One of them -- Qari Mohammed Saad Iqbal Madni -- was flown to Chaklala last week for trial in a Pakistani court after the completion of his review process.

Mr Madni is accused of being an Al Qaeda operative who allegedly participated in a plan to kill a US official in Pakistan.

Since 2002, more than 500 Guantanamo detainees have been sent to the countries of their origin. An internal review has determined that 60 detainees still at Guantanamo are eligible for transfer or release.

The United States is still holding 255 prisoners at Guantanamo Bay prison camp in Cuba.

Among the six Pakistanis, the most publicised case is that of a 61-year old businessman, Saifullah Paracha, who is listed in Guantanamo as prisoner # 1093.

On July 5, 2003, Saifullah Paracha received a call from his American business partner Charles Antenby to meet him in Thailand for a business meeting but was arrested by US authorities when he arrived there.

Although Mr Paracha has many charges against him, the most significant charge is that he used his textile import and export business to export nuclear weapons to other countries. He has denied all charges.

Mr Paracha’s arrest followed that of his son Uzair Paracha who was held in New York on March 28, 2003. In 2005, Uzair Paracha, now 28, was convicted and is now serving his sentence in a New York prison.

He was accused of obtaining documents for the so-called “high value” detainee Majid Khan to help him blow up gas stations in the United States.

Majid Khan is a Pakistan-born man and legal resident of the United States who immigrated to the US in 1996. On a trip to Pakistan to visit his wife, Mr Khan was detained by Pakistani officials and transferred to one of the CIA’s secret prisons. He is represented by the Centre for Constitutional Rights, a US-based legal rights group, and is the only so-called “high value” detainee to have legal representation.

US officials claim that Mr Khan, under Khalid Shaikh Mohammed’s tutelage, was being trained to blow up gas stations, poison water reservoirs and plotted to assassinate former president General Pervez Musharraf.

US intelligence officials also claim that Mr Khan’s job at the family gas station qualified him to participate in an alleged Al Qaeda plot to blow up parts of the US petroleum infrastructure.

Another Pakistani prisoner in Guantanamo, Ammar Al-Balochi is the nephew of the alleged 9-11 mastermind Khalid Shaikh Mohammed. Ammar was arrested on April 29, 2003, in Karachi.

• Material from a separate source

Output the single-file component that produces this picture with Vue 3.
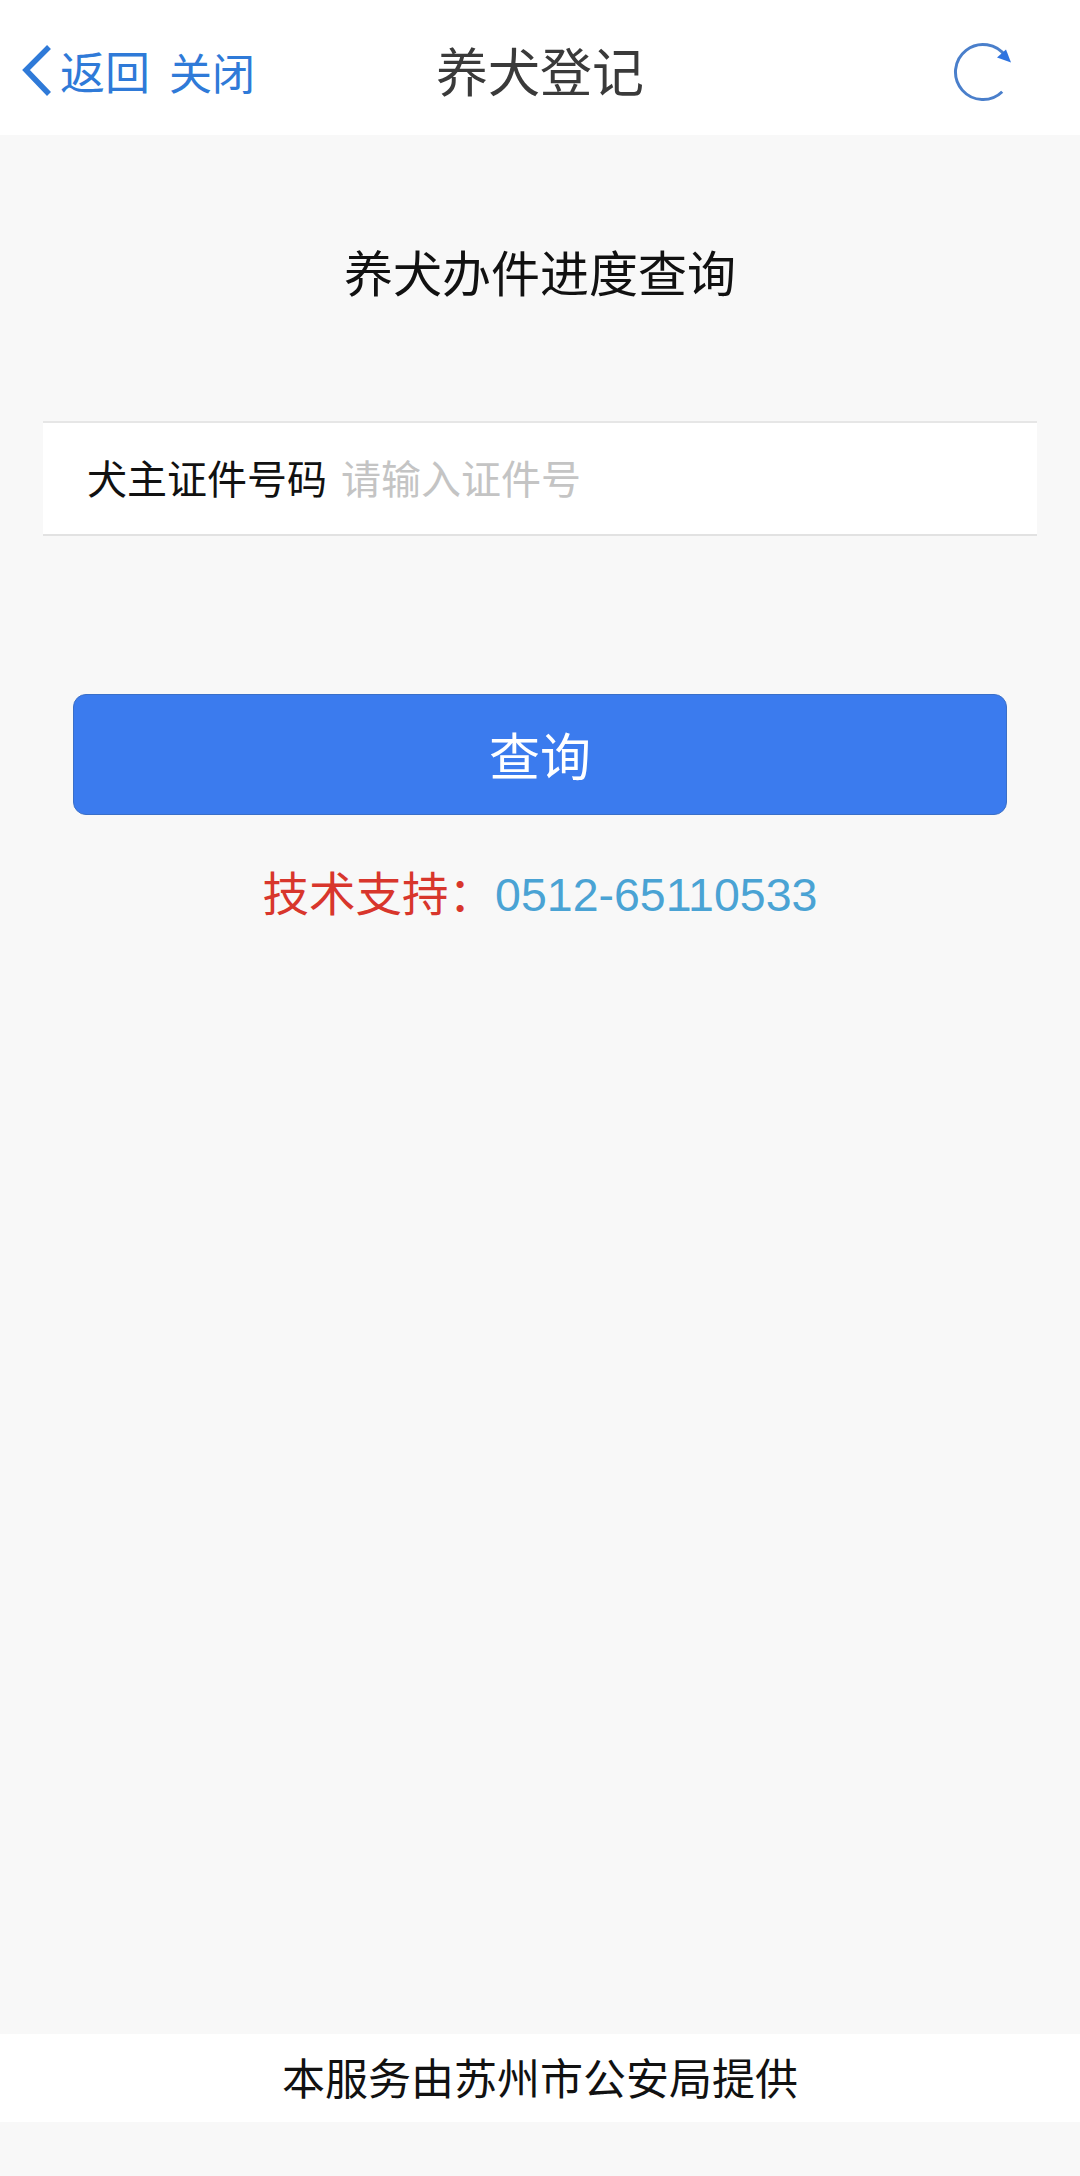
<script setup>
const title = '养犬登记'
</script>

<template>
  <div class="page">
    <header class="nav">
      <div class="nav-left">
        <svg class="chevron" width="34" height="54" viewBox="0 0 34 54">
          <path d="M29 3 L6 26 L29 50" fill="none" stroke="#2f7ad8" stroke-width="5.5" />
        </svg>
        <span class="back">返回</span>
        <span class="close">关闭</span>
      </div>
      <div class="nav-title">{{ title }}</div>
      <div class="nav-right">
        <svg class="refresh" width="60" height="62" viewBox="0 0 60 62">
          <path d="M49.2 50.7 A27.5 27.5 0 1 1 52.6 15.4" fill="none" stroke="#4a7fcb" stroke-width="3" />
          <path d="M58 21.5 L53 8.5 L44 16.5 Z" fill="#2f74e0" />
        </svg>
      </div>
    </header>

    <h1 class="heading">养犬办件进度查询</h1>

    <div class="field">
      <span class="field-label">犬主证件号码</span>
      <span class="field-placeholder">请输入证件号</span>
    </div>

    <button class="submit">查询</button>

    <p class="support">
      <span class="support-label">技术支持：</span><span class="support-phone">0512-65110533</span>
    </p>

    <footer class="provider">本服务由苏州市公安局提供</footer>
  </div>
</template>

<style>
html, body { margin: 0; padding: 0; background: #f8f8f8; }
</style>

<style scoped>
.page {
  width: 1080px;
  height: 2176px;
  background: #f8f8f8;
  display: flex;
  flex-direction: column;
  font-family: "Noto Sans CJK SC", "Noto Sans", sans-serif;
  overflow: hidden;
}
.nav {
  height: 135px;
  flex: none;
  background: #fff;
  display: grid;
  grid-template-columns: 1fr auto 1fr;
  align-items: center;
  padding: 0 20px;
  box-sizing: border-box;
}
.nav-left {
  display: flex;
  align-items: center;
  color: #2f7ad8;
  font-size: 43px;
  line-height: 60px;
  padding-top: 6px;
}
.chevron { flex: none; margin-right: 6px; }
.back { font-size: 45px; margin-right: 19px; }
.nav-title {
  font-size: 52px;
  line-height: 70px;
  color: #3a3a3a;
  padding-top: 4px;
}
.nav-right {
  display: flex;
  justify-content: flex-end;
  padding-right: 47px;
  padding-top: 8px;
}
.heading {
  margin: 101px 0 0;
  font-size: 49px;
  line-height: 70px;
  font-weight: 400;
  color: #111;
  text-align: center;
}
.field {
  margin: 115px 43px 0 43px;
  height: 115px;
  box-sizing: border-box;
  background: #fff;
  border-top: 2px solid #e6e6e6;
  border-bottom: 2px solid #e2e2e2;
  padding-left: 44px;
  padding-bottom: 3px;
  display: flex;
  align-items: center;
  gap: 14px;
  font-size: 40px;
}
.field-label { color: #111; }
.field-placeholder { color: #c4c4c4; }
.submit {
  margin: 158px 73px 0;
  height: 121px;
  flex: none;
  border: 1px solid #3a6fc8;
  border-radius: 13px;
  background: #3b7bee;
  color: #fff;
  font-family: inherit;
  font-size: 51px;
  padding: 0 0 2px;
}
.support {
  margin: 41px 0 0;
  font-size: 46.5px;
  line-height: 70px;
  text-align: center;
}
.support-label { color: #d8362c; }
.support-phone {
  color: #4aa3d4;
  font-family: "Liberation Sans", sans-serif;
}
.provider {
  margin-top: auto;
  margin-bottom: 54px;
  height: 88px;
  flex: none;
  background: #fff;
  text-align: center;
  font-size: 43px;
  line-height: 85px;
  color: #111;
}
</style>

US officials claimed that he acted as an intermediary between Arab and Pakistani fighters of Al Qaeda. Khalid Shaikh Mohammed also used him as a messenger. Information retrieved from him enabled the FBI and the ISI to make several more arrests in Pakistan.

Abdul Al-Rahim Ghulam Rabbani, 39, is a citizen of Pakistan, held in extrajudicial detention at Guantanamo. Mr Rabbani and his brother, Mohammed Ahmad Ghulam Rabbani, were held at a CIA black site known as the “salt pit” before they were transferred to Guantanamo.

Listed in Guantanamo as prisoner # 1460, Mr Rabbani and his brother were held in Karachi in September 2002.

US authorities claimed that Mr Rabbani was a well known Karachi-based Al Qaeda facilitator who had transported many Al Qaeda members from safe houses to a Karachi apartment and would bring money for them to purchase food and would bring clothes, suitcases and other travel gear for Al Qaeda members preparing to leave.

His brother, Mohammed Ahmad Ghulam Rabbani, 38, was born in 1970 in Madina, Saudi Arabia.

The two brothers participated in a hunger strike that started on August 8, 2005 and forced US officials to improve prison conditions at Guantanamo.